Otra de las interesantes reflexiones contenidas en Años de penitencia aparece en relación a la muerte de su amigo Jorge Folch y Rusiñol. Este jovencito, fallecido con apenas veinte años, escribió poesía y llevó una vida próxima a un dandismo necrófilo y clasicista en la que su primera creación fue él mismo. Muerto por un accidente propio de los pocos años, cuando uno se ve capaz de todo, su desaparición significó mucho para Barral y el resto de su grupo poético:

«Con Folch terminaba definitivamente la confusión entre texto y vida cotidiana en una existencia formulada principalmente como literatura o una forma particular y conscientemente cultivada de inmadurez». (Pág. 218).
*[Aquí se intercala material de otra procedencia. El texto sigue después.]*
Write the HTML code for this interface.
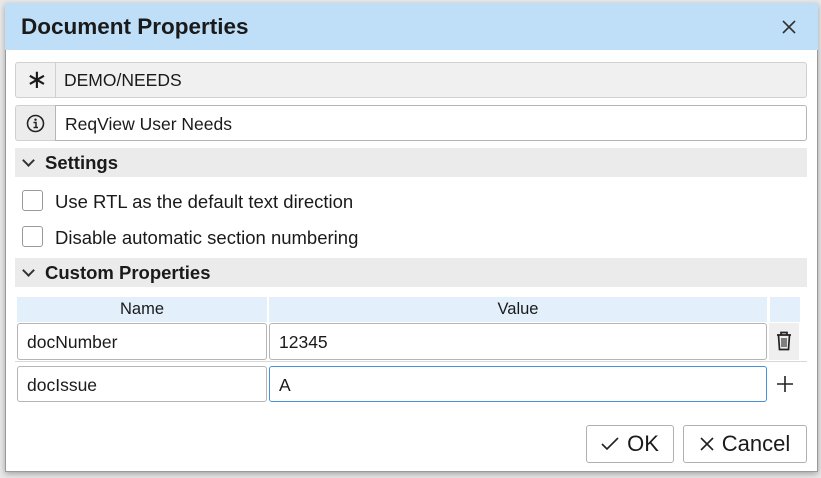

En esa «confusión entre texto y vida cotidiana formulada principalmente como literatura» está la clave para entender muchas de las calaveradas y excentricidades de los artistas más jóvenes, aquejados de lo que mi tía Teresina llamaba excés de vitalitat y yo llamaría «hiperimaginación dinámica sin miedo al futuro».
       Años de penitencia termina con el final de su época de estudios, cuando Barral advierte que su lugar va a tener que estar del lado de lo que siempre había intentado evitar, la sociedad burguesa catalana típica, obsesionada con el trabajo y la economía. Afortunadamente para la historia de nuestra cultura las cosas no fueron así. O sí lo fueron, pero de forma muy creativa.